▶ _Task to carry out_
Find each line with the string "React" and copy it.

▶ _Stored entries_
[Start]

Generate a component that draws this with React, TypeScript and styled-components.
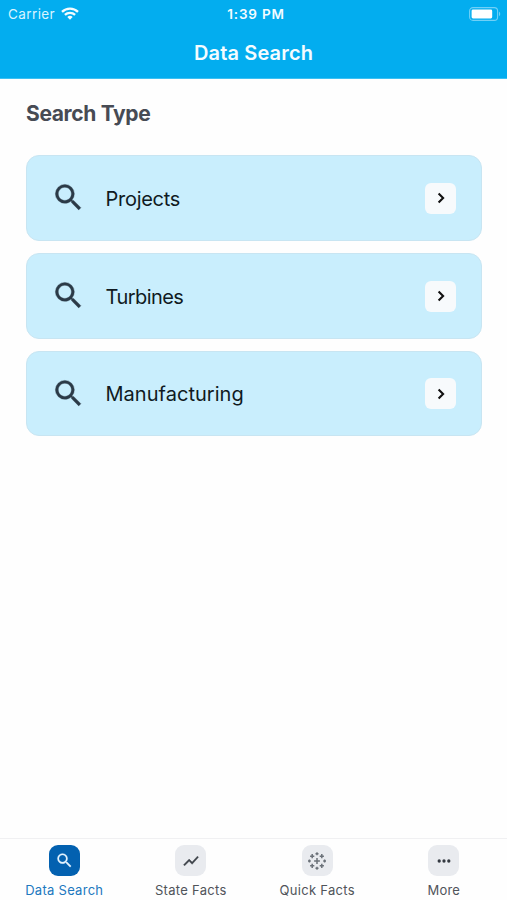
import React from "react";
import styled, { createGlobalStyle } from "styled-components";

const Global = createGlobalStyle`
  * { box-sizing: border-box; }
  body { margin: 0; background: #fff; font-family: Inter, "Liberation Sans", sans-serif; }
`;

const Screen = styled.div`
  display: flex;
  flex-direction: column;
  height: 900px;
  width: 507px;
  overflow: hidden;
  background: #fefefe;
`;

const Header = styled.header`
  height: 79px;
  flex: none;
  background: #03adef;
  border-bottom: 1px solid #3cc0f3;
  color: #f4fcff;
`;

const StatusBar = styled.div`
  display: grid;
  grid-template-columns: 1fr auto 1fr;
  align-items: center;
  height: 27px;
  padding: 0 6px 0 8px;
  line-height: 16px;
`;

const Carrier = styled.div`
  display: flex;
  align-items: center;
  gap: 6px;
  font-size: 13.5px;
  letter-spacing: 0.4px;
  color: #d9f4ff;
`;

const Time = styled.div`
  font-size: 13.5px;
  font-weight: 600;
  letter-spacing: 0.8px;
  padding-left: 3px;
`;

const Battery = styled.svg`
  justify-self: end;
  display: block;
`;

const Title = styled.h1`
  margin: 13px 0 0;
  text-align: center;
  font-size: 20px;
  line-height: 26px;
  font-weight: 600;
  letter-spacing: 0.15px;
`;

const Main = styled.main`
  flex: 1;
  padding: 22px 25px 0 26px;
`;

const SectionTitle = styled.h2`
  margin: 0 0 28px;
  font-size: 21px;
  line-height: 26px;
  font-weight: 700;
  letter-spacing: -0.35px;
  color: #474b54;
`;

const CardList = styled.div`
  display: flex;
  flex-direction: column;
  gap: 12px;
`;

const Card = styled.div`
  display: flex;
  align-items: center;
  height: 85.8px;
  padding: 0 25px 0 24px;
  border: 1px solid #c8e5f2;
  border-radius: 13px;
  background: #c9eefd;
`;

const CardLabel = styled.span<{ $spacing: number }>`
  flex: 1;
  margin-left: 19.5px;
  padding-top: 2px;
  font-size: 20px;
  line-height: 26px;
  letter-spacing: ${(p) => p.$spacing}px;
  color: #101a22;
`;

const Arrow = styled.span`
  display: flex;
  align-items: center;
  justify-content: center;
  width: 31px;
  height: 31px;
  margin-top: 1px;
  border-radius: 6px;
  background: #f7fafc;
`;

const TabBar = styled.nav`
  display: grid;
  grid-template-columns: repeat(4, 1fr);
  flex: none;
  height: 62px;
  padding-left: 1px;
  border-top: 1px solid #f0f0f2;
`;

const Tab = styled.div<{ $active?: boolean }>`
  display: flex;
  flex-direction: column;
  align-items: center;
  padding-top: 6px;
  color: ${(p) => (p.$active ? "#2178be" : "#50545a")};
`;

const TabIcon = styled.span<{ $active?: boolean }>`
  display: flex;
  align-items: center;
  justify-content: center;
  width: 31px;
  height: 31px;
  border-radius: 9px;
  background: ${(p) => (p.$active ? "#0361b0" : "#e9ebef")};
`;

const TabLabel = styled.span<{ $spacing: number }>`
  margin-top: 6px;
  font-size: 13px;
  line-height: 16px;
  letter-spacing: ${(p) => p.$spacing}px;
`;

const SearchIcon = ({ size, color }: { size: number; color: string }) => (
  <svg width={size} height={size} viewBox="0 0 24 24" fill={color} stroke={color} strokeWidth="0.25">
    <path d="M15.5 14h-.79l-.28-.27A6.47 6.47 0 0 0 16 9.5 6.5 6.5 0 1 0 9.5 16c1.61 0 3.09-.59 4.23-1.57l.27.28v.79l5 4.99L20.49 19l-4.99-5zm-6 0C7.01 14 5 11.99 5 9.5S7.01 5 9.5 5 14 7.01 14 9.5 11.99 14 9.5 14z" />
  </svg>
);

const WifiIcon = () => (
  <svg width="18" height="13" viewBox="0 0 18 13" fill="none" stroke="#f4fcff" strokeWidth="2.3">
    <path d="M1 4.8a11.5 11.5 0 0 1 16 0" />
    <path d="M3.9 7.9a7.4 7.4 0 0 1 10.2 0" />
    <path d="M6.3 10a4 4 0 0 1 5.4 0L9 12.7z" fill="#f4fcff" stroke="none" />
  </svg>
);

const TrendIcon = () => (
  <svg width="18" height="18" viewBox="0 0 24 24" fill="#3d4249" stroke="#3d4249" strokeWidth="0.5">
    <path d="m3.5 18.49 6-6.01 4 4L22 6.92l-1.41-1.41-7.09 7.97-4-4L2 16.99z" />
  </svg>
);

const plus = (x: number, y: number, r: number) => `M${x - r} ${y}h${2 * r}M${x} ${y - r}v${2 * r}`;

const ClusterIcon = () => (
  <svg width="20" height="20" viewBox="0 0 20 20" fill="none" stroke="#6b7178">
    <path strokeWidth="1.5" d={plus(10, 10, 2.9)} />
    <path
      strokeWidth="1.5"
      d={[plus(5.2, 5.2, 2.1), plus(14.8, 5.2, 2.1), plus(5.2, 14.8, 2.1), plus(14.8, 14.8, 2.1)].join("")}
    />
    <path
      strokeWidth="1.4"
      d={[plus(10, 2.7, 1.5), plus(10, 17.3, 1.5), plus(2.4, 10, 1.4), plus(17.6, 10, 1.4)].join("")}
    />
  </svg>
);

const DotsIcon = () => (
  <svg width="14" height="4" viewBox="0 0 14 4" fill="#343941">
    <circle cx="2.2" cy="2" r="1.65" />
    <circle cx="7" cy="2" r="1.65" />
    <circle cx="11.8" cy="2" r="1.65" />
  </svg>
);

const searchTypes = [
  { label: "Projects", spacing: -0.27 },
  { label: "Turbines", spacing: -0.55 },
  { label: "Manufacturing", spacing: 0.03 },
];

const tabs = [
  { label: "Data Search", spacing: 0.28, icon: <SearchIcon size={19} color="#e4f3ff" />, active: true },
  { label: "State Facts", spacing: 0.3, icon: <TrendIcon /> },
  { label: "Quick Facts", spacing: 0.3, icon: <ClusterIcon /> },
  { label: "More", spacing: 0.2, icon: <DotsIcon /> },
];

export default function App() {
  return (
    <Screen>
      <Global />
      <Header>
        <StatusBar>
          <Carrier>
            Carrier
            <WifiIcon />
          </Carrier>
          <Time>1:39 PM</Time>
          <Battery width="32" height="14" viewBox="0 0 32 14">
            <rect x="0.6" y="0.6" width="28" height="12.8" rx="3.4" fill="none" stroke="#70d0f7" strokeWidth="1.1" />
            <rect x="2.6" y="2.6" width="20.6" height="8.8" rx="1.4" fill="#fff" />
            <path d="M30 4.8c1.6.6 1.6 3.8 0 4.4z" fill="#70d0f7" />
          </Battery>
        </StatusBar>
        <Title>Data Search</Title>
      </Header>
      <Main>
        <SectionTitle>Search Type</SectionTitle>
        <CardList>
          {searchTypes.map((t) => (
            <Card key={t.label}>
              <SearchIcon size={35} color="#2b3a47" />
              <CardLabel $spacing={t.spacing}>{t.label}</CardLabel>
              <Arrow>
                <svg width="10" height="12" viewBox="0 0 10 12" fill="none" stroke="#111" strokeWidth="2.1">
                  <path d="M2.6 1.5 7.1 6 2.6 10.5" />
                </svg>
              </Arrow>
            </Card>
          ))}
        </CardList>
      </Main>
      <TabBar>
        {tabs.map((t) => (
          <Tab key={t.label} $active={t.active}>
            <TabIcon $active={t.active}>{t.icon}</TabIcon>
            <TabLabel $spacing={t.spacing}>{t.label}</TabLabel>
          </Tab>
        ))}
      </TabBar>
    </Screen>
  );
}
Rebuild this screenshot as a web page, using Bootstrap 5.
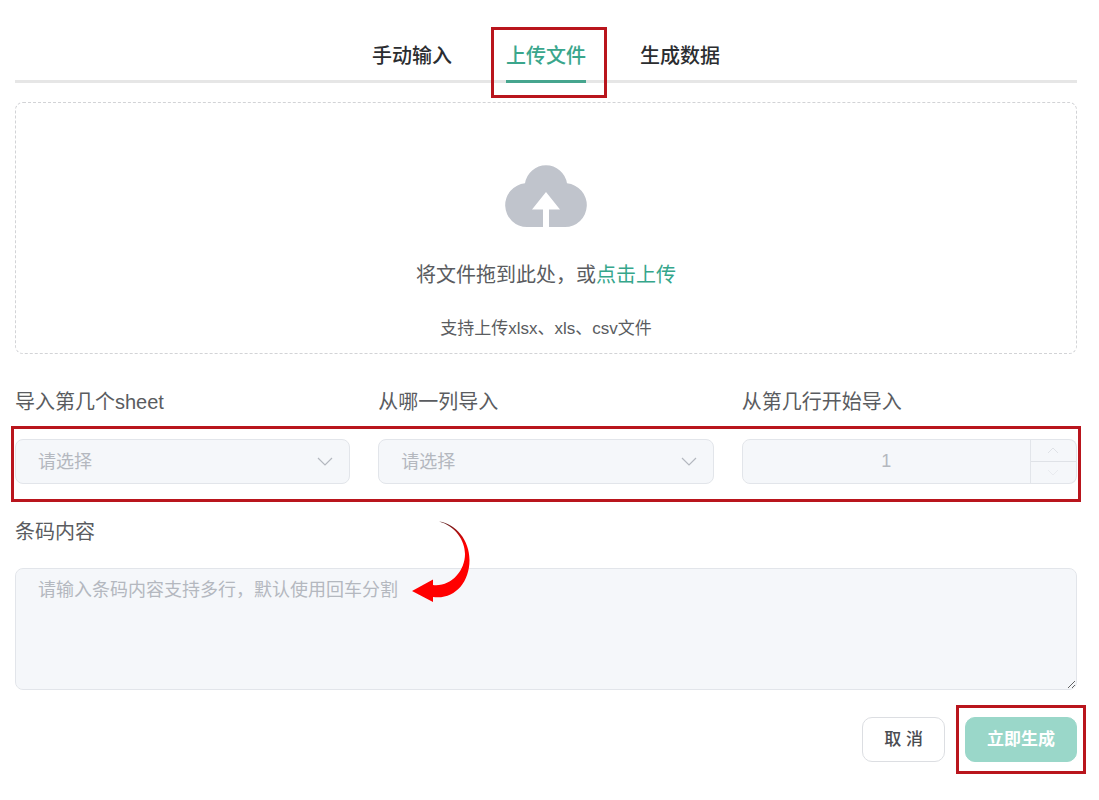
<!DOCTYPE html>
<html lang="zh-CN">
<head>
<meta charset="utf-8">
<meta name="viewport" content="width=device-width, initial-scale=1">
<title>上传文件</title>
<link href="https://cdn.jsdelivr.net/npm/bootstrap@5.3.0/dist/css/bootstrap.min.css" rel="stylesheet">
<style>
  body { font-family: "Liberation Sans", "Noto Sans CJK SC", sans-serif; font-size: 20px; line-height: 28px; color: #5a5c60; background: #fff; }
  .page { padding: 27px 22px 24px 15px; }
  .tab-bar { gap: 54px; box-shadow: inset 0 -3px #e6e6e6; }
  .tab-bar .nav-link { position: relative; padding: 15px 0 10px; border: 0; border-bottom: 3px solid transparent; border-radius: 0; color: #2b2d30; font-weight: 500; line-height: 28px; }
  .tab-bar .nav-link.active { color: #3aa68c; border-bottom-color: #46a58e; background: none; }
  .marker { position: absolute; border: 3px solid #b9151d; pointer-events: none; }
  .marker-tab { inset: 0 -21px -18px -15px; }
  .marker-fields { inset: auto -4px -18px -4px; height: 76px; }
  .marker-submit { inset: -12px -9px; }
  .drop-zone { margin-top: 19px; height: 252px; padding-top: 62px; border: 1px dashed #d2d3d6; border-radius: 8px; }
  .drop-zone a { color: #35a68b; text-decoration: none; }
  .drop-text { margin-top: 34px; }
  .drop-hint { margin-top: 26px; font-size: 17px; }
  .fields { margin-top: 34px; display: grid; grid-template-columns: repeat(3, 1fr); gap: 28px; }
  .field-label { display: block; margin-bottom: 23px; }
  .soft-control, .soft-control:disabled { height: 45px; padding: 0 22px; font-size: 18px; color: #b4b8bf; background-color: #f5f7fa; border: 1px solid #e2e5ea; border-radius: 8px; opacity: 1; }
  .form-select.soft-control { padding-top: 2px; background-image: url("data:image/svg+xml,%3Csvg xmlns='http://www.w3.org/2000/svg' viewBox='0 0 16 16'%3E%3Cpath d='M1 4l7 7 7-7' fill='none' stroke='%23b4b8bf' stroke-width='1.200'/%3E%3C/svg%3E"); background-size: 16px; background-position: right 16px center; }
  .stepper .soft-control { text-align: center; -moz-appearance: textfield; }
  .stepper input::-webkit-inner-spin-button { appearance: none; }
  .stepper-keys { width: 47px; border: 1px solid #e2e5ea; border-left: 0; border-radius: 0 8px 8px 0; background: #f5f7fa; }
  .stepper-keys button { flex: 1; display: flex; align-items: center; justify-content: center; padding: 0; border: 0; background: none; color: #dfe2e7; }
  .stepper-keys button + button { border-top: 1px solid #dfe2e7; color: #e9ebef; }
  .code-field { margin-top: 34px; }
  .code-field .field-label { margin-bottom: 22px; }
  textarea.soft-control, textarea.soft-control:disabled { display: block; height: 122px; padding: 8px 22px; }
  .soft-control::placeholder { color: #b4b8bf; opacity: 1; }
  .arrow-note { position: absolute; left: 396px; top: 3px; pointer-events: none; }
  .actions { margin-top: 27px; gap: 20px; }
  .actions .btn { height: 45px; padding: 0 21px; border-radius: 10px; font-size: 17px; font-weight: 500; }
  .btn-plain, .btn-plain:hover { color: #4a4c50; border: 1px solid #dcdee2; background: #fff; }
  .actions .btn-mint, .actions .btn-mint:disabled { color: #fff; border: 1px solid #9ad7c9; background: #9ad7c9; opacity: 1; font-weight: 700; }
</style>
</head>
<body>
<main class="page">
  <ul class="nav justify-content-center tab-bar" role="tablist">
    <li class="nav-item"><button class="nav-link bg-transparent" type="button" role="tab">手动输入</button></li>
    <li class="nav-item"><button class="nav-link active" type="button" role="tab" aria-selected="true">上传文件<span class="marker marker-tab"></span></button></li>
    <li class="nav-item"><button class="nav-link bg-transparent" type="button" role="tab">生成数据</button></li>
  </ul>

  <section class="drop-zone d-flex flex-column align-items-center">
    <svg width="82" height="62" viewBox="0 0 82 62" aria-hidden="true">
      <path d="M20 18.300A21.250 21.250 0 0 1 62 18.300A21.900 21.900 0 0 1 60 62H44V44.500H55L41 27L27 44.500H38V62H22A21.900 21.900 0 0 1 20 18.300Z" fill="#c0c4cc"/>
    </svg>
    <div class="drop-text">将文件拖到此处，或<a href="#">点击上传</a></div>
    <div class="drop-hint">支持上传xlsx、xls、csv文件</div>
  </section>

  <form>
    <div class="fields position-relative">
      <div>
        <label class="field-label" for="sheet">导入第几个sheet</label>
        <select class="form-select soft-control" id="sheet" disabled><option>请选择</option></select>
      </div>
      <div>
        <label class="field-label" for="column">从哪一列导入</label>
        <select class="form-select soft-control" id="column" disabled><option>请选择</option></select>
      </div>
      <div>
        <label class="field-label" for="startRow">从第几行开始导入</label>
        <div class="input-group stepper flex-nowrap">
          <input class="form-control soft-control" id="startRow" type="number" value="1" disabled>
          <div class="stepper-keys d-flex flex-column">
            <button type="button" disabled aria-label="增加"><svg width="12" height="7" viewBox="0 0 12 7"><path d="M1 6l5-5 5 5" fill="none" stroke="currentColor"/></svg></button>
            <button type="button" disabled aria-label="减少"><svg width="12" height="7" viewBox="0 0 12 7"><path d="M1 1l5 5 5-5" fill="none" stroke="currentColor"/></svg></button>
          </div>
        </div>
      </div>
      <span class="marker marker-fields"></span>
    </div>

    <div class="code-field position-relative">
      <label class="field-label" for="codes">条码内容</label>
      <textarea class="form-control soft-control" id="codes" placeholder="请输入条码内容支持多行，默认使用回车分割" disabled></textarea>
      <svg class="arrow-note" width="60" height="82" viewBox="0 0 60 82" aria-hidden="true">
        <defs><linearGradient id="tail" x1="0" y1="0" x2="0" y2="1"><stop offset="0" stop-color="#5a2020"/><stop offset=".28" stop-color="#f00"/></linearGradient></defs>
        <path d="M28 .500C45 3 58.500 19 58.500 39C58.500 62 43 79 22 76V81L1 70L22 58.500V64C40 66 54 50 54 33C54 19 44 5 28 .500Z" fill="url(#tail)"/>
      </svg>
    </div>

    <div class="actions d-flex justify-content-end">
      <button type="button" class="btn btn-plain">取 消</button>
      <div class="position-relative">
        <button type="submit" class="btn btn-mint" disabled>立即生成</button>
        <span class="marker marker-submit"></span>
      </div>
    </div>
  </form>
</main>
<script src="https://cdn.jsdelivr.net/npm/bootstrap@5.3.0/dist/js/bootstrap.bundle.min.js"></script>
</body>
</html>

[End]

▶ _Correct output_
Generate a component that draws this with React, TypeScript and styled-components.
import React from "react";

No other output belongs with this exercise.